September brings mushroom pickers and the chestnut harvest; the air smells faintly of smoke as families fire up drying rooms. October can be spectacular—clear skies, russet woods—but also sees the first Atlantic storms that wash away forest tracks. From November to March the place empties. Daylight is scarce, roads ice over, and the albergue closes. If you do come in winter, bring chains and expect temperatures of –5 °C at night. The reward is silence so complete you can hear a tawny owl half a mile away.
Getting There, and Away Again
There is no railway station; the nearest trains stop at A Gudiña, 25 km south on the Madrid–Vigo line. From there a pre-booked taxi costs €35—more than the rail fare from Madrid if you’ve booked in advance. UK travellers usually fly to Madrid, collect a hire car and head north-west on the A-6 and A-52; the turn-off at Puebla de Sanabria is 3 h 30 min from Barajas airport, assuming you ignore the speed cameras. Buses exist but run only on Tuesdays and Fridays, timed to get villagers to the market in Verín and back before siesta.
Leave early for the airport on the return leg: fog can close the A-52 without warning, and the alternative mountain road through Ourense adds two hours. Fill the tank at the 24-hour Repsol at Benavente; after that petrol stations are as rare as cash machines.

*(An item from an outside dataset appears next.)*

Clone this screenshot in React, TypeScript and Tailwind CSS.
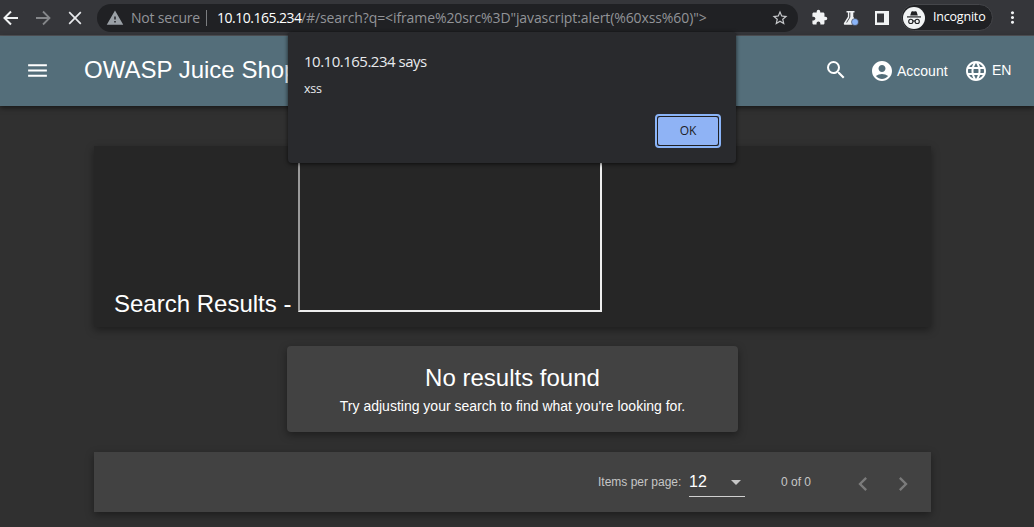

Lubián will not suit everyone. Nightlife is a choice between the bar’s slot machine or counting shooting stars from the church steps. If it rains, there is no museum to duck into, no spa, no artisan chocolate shop. But for walkers, cyclists, or anyone who measures a holiday in lungfuls of cold, clean air, it offers something increasingly scarce: a Spanish village that functions for its own inhabitants first, and for visitors only by accident. Come prepared, expect little, and you might leave wondering why more of the country doesn’t still work like this.